*Supplied information*.
--

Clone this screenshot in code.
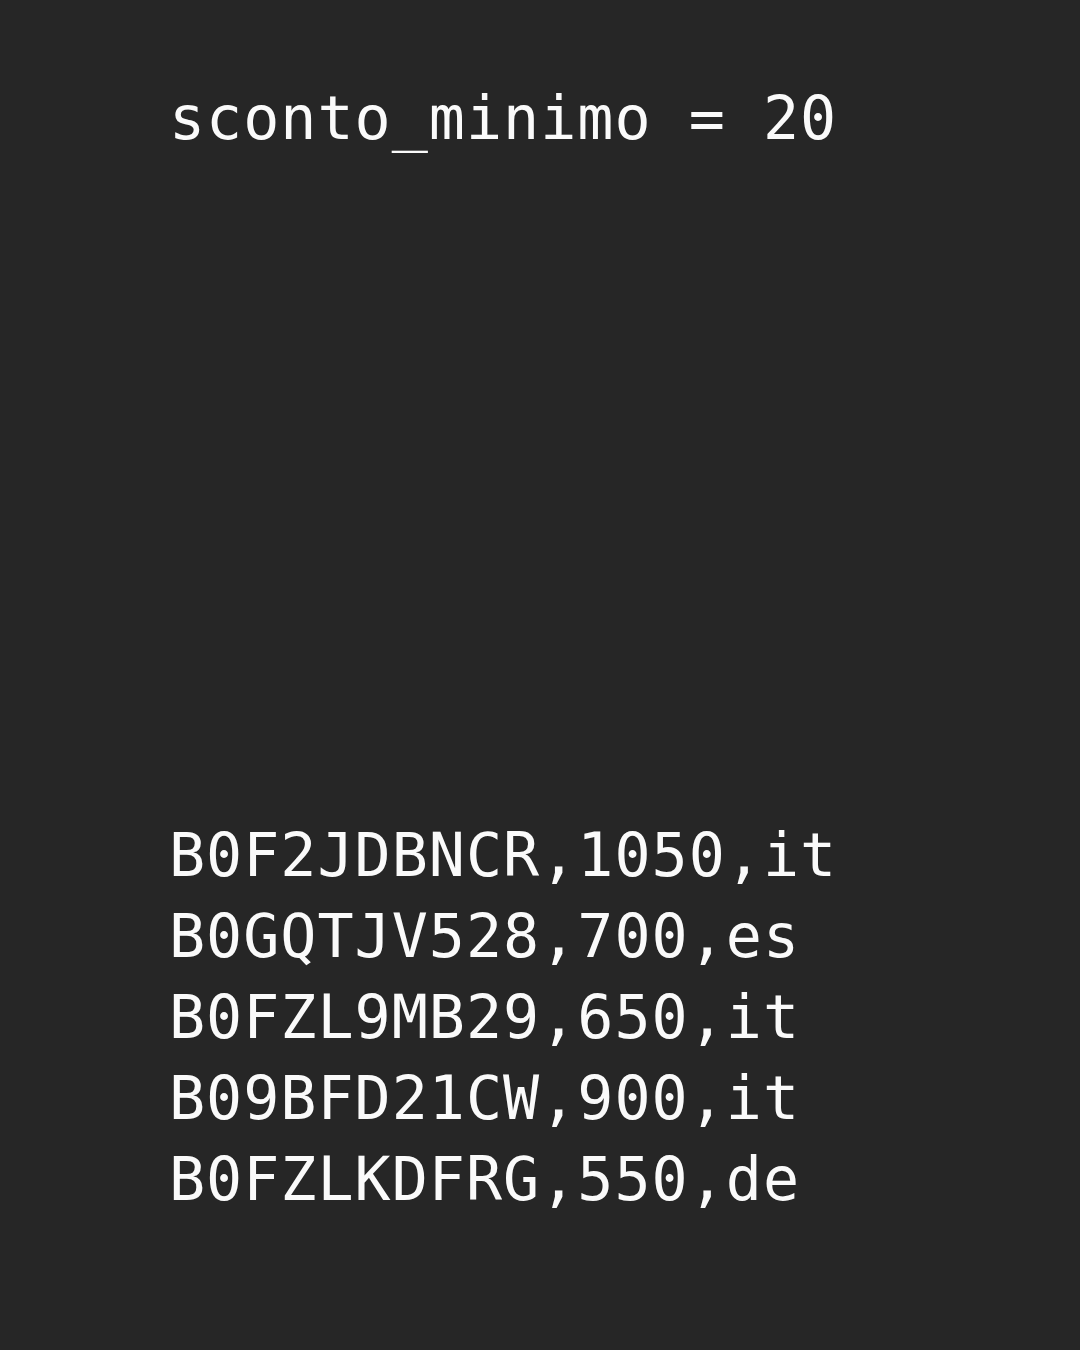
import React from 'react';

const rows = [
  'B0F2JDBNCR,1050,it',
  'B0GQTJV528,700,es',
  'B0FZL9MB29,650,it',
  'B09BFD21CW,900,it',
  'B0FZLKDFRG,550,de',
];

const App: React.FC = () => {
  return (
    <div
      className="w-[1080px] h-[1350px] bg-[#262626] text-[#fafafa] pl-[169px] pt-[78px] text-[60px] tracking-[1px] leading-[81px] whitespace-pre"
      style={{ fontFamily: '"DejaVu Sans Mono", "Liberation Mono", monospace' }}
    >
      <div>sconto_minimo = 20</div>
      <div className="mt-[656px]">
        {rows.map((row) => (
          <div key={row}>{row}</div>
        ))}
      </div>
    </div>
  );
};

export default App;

--

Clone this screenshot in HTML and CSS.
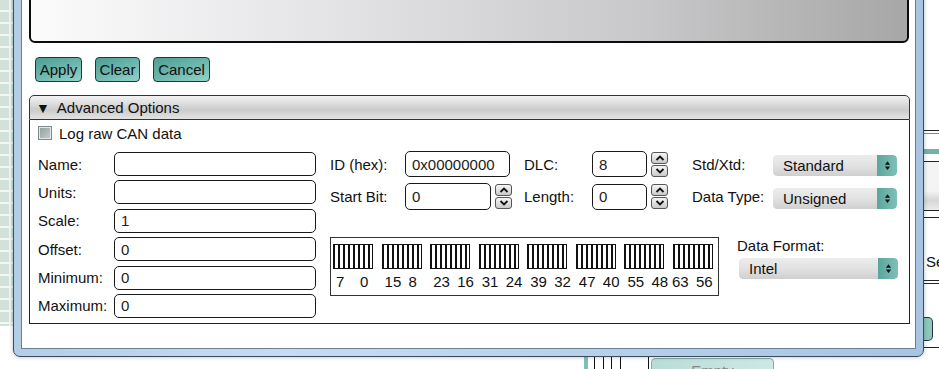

--

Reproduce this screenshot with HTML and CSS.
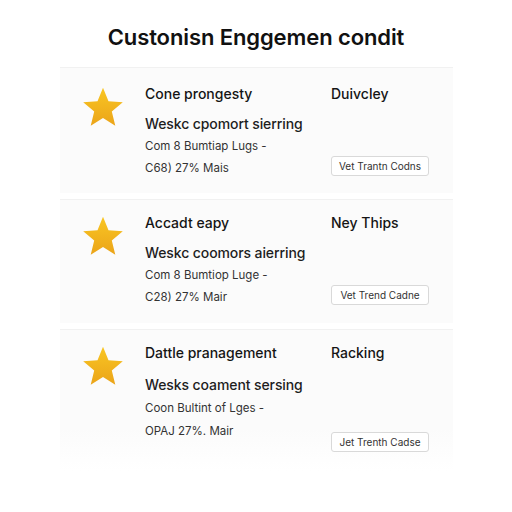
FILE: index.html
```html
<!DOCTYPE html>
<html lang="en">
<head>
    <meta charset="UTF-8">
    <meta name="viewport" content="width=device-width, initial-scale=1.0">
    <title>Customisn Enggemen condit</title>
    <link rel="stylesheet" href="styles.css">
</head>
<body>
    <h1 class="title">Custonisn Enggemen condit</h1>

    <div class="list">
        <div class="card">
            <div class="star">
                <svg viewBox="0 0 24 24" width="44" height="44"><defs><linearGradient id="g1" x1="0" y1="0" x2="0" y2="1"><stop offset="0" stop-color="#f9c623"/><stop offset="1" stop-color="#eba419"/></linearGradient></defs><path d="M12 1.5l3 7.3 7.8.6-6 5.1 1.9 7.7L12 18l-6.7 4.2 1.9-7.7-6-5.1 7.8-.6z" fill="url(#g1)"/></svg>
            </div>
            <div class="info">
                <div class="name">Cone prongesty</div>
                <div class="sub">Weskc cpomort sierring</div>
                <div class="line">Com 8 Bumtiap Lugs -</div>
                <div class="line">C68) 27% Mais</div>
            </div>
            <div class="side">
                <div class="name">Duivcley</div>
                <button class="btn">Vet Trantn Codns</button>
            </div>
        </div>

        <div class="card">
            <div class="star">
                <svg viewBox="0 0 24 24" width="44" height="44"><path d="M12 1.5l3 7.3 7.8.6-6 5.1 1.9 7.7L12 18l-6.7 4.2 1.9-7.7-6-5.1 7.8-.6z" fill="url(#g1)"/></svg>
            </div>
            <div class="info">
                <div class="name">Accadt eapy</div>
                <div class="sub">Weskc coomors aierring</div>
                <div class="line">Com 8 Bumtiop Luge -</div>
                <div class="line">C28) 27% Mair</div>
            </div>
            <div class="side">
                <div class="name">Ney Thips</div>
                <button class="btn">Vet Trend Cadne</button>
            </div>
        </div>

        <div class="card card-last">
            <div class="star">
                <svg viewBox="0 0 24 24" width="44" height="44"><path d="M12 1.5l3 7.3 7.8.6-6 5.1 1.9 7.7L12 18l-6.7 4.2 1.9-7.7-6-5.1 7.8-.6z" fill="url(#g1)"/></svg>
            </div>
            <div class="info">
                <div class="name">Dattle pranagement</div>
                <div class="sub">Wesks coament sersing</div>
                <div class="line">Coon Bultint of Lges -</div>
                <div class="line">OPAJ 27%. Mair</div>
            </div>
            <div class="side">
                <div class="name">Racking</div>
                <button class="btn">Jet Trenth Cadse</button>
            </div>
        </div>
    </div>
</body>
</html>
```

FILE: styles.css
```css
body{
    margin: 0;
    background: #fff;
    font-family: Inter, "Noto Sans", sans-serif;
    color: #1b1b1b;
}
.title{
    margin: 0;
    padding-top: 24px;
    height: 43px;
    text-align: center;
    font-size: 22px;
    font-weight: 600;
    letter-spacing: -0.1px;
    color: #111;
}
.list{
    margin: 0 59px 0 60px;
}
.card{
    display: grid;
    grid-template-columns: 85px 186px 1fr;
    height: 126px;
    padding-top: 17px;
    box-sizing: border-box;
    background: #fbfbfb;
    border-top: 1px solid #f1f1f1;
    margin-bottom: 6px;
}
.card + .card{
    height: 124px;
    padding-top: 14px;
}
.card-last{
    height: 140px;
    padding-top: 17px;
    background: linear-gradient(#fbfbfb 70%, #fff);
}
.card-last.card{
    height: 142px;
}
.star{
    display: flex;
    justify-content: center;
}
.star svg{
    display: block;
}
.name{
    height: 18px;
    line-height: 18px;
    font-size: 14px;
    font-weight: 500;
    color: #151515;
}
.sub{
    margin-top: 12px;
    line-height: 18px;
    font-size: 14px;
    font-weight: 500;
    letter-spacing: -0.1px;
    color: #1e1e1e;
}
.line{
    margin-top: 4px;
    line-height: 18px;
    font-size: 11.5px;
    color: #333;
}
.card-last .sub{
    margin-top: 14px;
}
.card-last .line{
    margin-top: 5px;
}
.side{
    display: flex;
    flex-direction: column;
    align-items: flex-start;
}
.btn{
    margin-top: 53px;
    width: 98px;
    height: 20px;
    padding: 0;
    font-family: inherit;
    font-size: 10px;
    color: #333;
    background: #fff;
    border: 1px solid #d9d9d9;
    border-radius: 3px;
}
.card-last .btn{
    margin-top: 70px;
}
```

--

*Work required*. Using the entries above, repeat exactly the lines from the one with "Clone this screenshot in code." to the one with "export default App;", both included, and leave the pictures behind.

*Response to the exercise*.
Clone this screenshot in code.
import React from 'react';

const rows = [
  'B0F2JDBNCR,1050,it',
  'B0GQTJV528,700,es',
  'B0FZL9MB29,650,it',
  'B09BFD21CW,900,it',
  'B0FZLKDFRG,550,de',
];

const App: React.FC = () => {
  return (
    <div
      className="w-[1080px] h-[1350px] bg-[#262626] text-[#fafafa] pl-[169px] pt-[78px] text-[60px] tracking-[1px] leading-[81px] whitespace-pre"
      style={{ fontFamily: '"DejaVu Sans Mono", "Liberation Mono", monospace' }}
    >
      <div>sconto_minimo = 20</div>
      <div className="mt-[656px]">
        {rows.map((row) => (
          <div key={row}>{row}</div>
        ))}
      </div>
    </div>
  );
};

export default App;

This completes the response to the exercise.